There are a number of difficulties detecting the existence/non-existence of bookmarks. I think you can sidestep them using the following set of nested fields, but I cannot say I have tried this "for real". Personally, I would try to avoid this kind of complexity in field coding.

All you need to do is insert the bookmark name you want once in the QUOTE field, i.e. by substituting the "bookmark" name you want instead of "bm". Here, I use "s" as the name that provides sequential reference numbers. It isn't actually a bookmark name, by the way, but a SEQ name.

As usual, all the {} have to be the special field code braces that you can insert using ctrl-F9 on Windows Word. You will still need to be careful about your naming of references, e.g. don't use "AuthorA" and "AuthorA1". You will need to avoid using any other SEQ names such as AuthorA2, and avoid using SEQ names s and s1 elsewhere.

{QUOTE {SET b bm}{SEQ "{b}{SEQ {b}}" \r{SEQ "s{={SEQ {b}}-3 \#"1'';''"}}" \h}{SEQ "{b}1" \c}}

Since it's not obvious how this works, I'll step through. Suppose you name your reference "AuthorA". Then you would insert

{QUOTE {SET b AuthorA}{SEQ "{b}{SEQ {b}}" \r{SEQ "s{={SEQ {b}}-3 \#"1'';''"}} \h}{SEQ "{b}1" \c}}

Bookmark "b" is set to "AuthorA"

{SEQ "{b}{SEQ {b}}"} 

expands to

{SEQ "AuthorA{SEQ AuthorA}"}

In the first such set of fields for AuthorA , this expands to

{SEQ "AuthorA1" }

In subsequent sets, it expands to

{SEQ "AuthorA2" } 

and so on.

The final field (the one actually inserted by the QUOTE)

{SEQ "{b}1" \c}

expands to

{SEQ "AuthorA1" \c}

i.e. it is always the value returned by the first set of fields in the document for AuthorA.

The value for AuthorA1 is set by

\r{SEQ "s{={SEQ {b}}-3 \#"1'';''"}}

{SEQ {b}}

expands to

{SEQ AuthorA}

which will actually be 2 in the very first set of fields for AuthorA (this is one of Word's SEQ field evaluation quirks). So

{={SEQ AuthorA}-3}

will be -1 and the numeric switch

\#"1'';''"

will return ''. So AuthorA1 is set to

\r{SEQ "s"}

i.e. the next value of the sequence s.

Subsequently,

{={SEQ AuthorA}-3}

is greater than 0, the numeric switch returns '1' and so AuthorA2 will be set to

\r{SEQ "s1"}

But we don't care what AuthorA2 is set to. The purpose of this bit of numeric formatting is to ensure that { SEQ s } only increments the first time time we insert one of these sets of fields for a particular "reference name".
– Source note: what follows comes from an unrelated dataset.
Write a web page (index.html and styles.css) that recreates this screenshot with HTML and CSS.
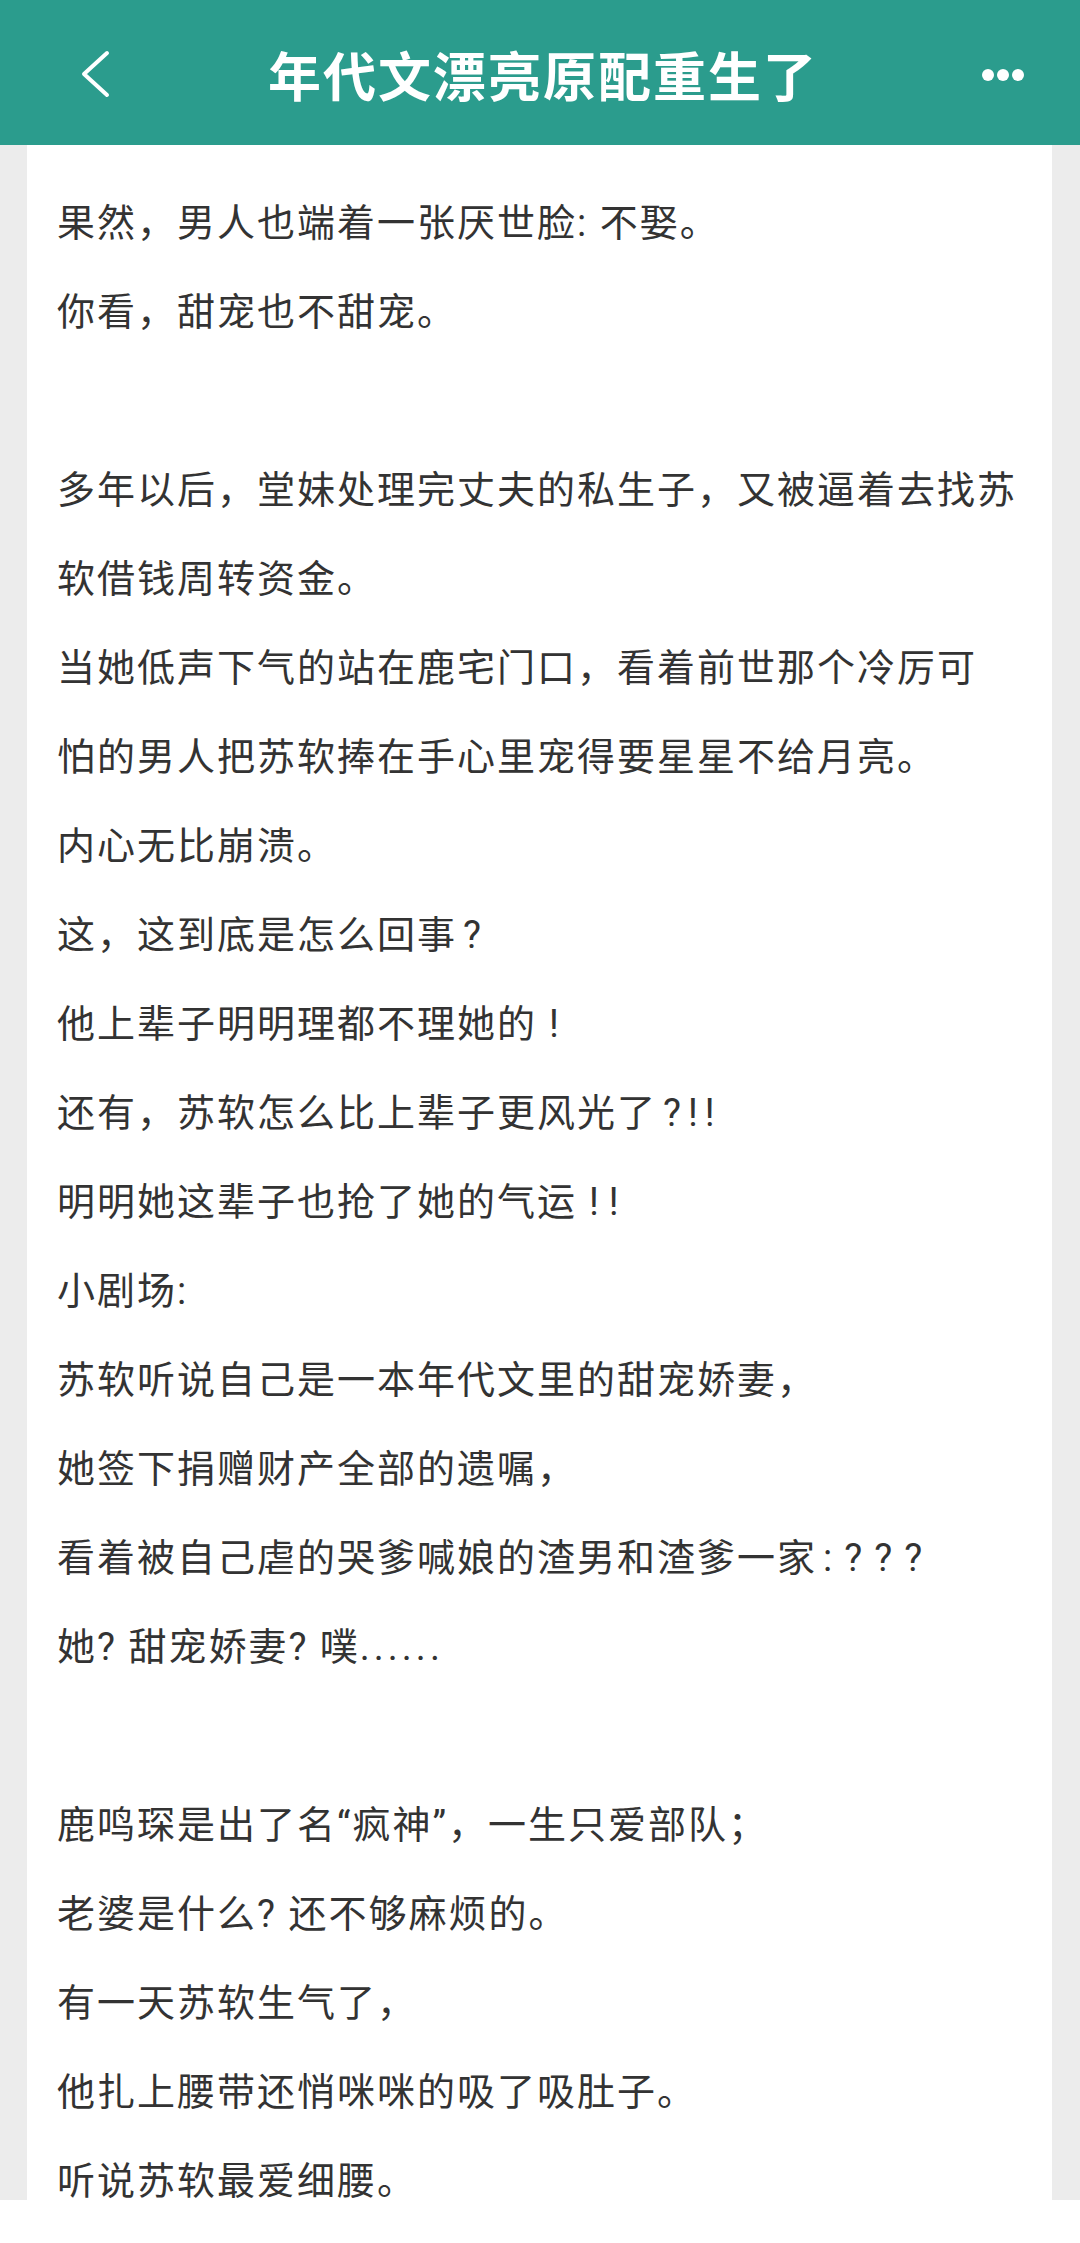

For inserting such stuff, you could create an autotext/building block that would insert the block. All you would need to do is change "bm". A piece of VBA to prompt for a bookmark name and insert the same block would not be hard, but I leave you to look around for that.

As always, even using the general technique suggested, there may be a way to simplify the fields. Personally, I think I would go for a design that let me insert some kind of placeholder and required me to run some "pre-publishing VBA" to set them up correctly.